Confirmed: Algolia items returns 653 total comments for a 659-comment thread (some deleted). text field in items API is HTML with <p> tags and <a> links — may need to strip tags.


Path 3: Official HN Firebase API

Clean JSON, no scraping. Use for fetching specific items or building live feeds.

python
import json

# Ranked story ID lists (no metadata — just IDs)
top   = json.loads(http_get("https://hacker-news.firebaseio.com/v0/topstories.json"))  # 500 IDs
new   = json.loads(http_get("https://hacker-news.firebaseio.com/v0/newstories.json"))  # 500 IDs
best  = json.loads(http_get("https://hacker-news.firebaseio.com/v0/beststories.json")) # 200 IDs
ask   = json.loads(http_get("https://hacker-news.firebaseio.com/v0/askstories.json"))  # ~32 IDs
show  = json.loads(http_get("https://hacker-news.firebaseio.com/v0/showstories.json")) # ~119 IDs
jobs  = json.loads(http_get("https://hacker-news.firebaseio.com/v0/jobstories.json"))  # ~31 IDs

# Fetch a single item
item = json.loads(http_get(
    "https://hacker-news.firebaseio.com/v0/item/47806725.json"
))
# Fields: id, type, by, title, url, score, descendants (total comment count),
#         time (unix ts), kids (list of top-level comment IDs), text (self-post body)

# Fetch a user profile
user = json.loads(http_get(
    "https://hacker-news.firebaseio.com/v0/user/pg.json"
))
# Fields: id, karma, created (unix ts), about (HTML), submitted (list of item IDs)

# Highest current item ID (useful for polling new items)
maxid = json.loads(http_get("https://hacker-news.firebaseio.com/v0/maxitem.json"))

Firebase vs Algolia tradeoff:

  • Firebase topstories gives you 500 IDs in one call but then requires one HTTP call per item (~190ms each). Fetching all 500 items sequentially would take ~100 seconds.
  • Algolia returns full story data (title, points, author, comments) in one call for up to ~1000 results.
  • For "top 30 stories with full metadata": use http_get front page scrape (170ms total). For "top 500 stories with full metadata": use Algolia with tags=front_page or loop pages.

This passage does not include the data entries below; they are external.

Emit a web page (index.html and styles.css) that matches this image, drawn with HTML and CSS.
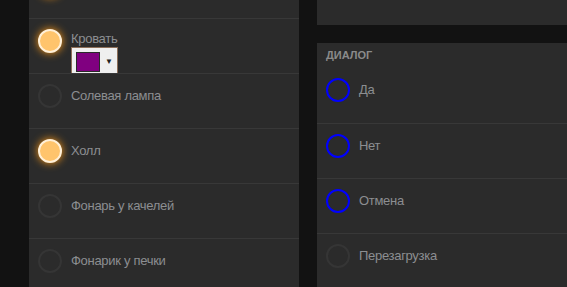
FILE: index.html
```html
<!DOCTYPE html>
<html lang="en">
<head>
    <meta charset="UTF-8">
    <title>Освещение</title>
    <link rel="stylesheet" href="styles.css">
</head>
<body>
    <div class="page">
        <div class="panel left">
            <div class="row hidden-top">
                <span class="dot on"></span>
            </div>
            <div class="row">
                <span class="dot on"></span>
                <div class="label-block">
                    <span class="label">Кровать</span>
                    <div class="picker">
                        <span class="swatch"></span>
                        <span class="arrow">▼</span>
                    </div>
                </div>
            </div>
            <div class="row">
                <span class="dot"></span>
                <span class="label">Солевая лампа</span>
            </div>
            <div class="row">
                <span class="dot on"></span>
                <span class="label">Холл</span>
            </div>
            <div class="row">
                <span class="dot"></span>
                <span class="label">Фонарь у качелей</span>
            </div>
            <div class="row">
                <span class="dot"></span>
                <span class="label">Фонарик у печки</span>
            </div>
        </div>
        <div class="side">
            <div class="panel top-card"></div>
            <div class="panel dialog">
                <div class="title">Диалог</div>
                <div class="row first">
                    <span class="dot blue"></span>
                    <span class="label">Да</span>
                </div>
                <div class="row">
                    <span class="dot blue"></span>
                    <span class="label">Нет</span>
                </div>
                <div class="row">
                    <span class="dot blue"></span>
                    <span class="label">Отмена</span>
                </div>
                <div class="row">
                    <span class="dot"></span>
                    <span class="label">Перезагрузка</span>
                </div>
            </div>
        </div>
    </div>
</body>
</html>
```

FILE: styles.css
```css
body {
    margin: 0;
    background-color: #121212;
    font-family: 'Liberation Sans', Arial, sans-serif;
    color: #8c8e91;
    overflow: hidden;
}
.page {
    display: flex;
    gap: 18px;
    padding-left: 29px;
    height: 287px;
    overflow: hidden;
}
.panel {
    background-color: #2b2b2b;
}
.left {
    width: 270px;
    margin-top: -37px;
    flex-shrink: 0;
}
.side {
    flex: 1;
    display: flex;
    flex-direction: column;
    gap: 18px;
}
.top-card {
    height: 25px;
    flex-shrink: 0;
}
.dialog {
    flex: 1 0 auto;
}
.title {
    font-size: 11px;
    font-weight: bold;
    text-transform: uppercase;
    color: #8a8a8a;
    padding: 6px 9px 0;
    height: 19px;
}
.row {
    display: flex;
    align-items: flex-start;
    gap: 9px;
    height: 55px;
    box-sizing: border-box;
    padding: 10px 9px 0;
    border-top: 1px solid #383838;
}
.row.first,
.hidden-top {
    border-top: none;
}
.dot {
    width: 24px;
    height: 24px;
    box-sizing: border-box;
    border-radius: 50%;
    border: 2px solid #353535;
    flex-shrink: 0;
}
.dot.on {
    background-color: #ffc46c;
    border-color: #fff0d8;
    box-shadow: 0 0 8px #ff9a14;
}
.dot.blue {
    border-color: #0000ff;
}
.label {
    font-size: 13px;
    letter-spacing: -0.3px;
    line-height: 23px;
}
.label-block {
    display: flex;
    flex-direction: column;
}
.label-block .label {
    line-height: 16px;
    margin-top: 2px;
}
.picker {
    display: flex;
    align-items: center;
    gap: 5px;
    width: 47px;
    height: 26px;
    box-sizing: border-box;
    background-color: #efefef;
    border: 1px solid #8c6e58;
    border-bottom: none;
    padding: 3px 4px 1px;
}
.swatch {
    width: 24px;
    height: 20px;
    box-sizing: border-box;
    background-color: #800080;
    border: 1px solid #2a2a2a;
}
.arrow {
    font-size: 8px;
    color: #222;
}
```
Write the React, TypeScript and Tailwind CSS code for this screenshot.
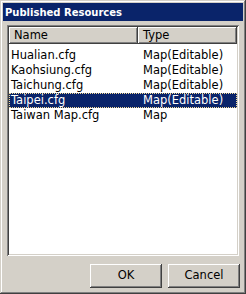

Comment thread HTML (item page)

For a large thread, the item page HTML (~1MB for 659 comments) loads ALL comments flat in a single request — no pagination, no JS required.

python
import re, html as htmllib

page = http_get("https://news.ycombinator.com/item?id=47806725")

# Count all comment IDs
comment_ids = re.findall(r'<tr class="athing comtr" id="(\d+)">', page)
# len(comment_ids) matches total comment count

# Extract comment texts (careful: text spans multiple lines with <p> tags)
# Use Algolia items API instead for structured access

For structured comment access prefer Algolia items API — it returns a proper nested tree. The HTML item page is useful only when you need approximate comment count without an API call.


Do NOT use a browser for HN

All data is in plain HTML or JSON APIs. goto_url() + wait_for_load() takes 3–8 seconds; http_get takes 170–400ms. The JS querySelectorAll approach works (tested, returns correct data) but is 20–50x slower with no benefit.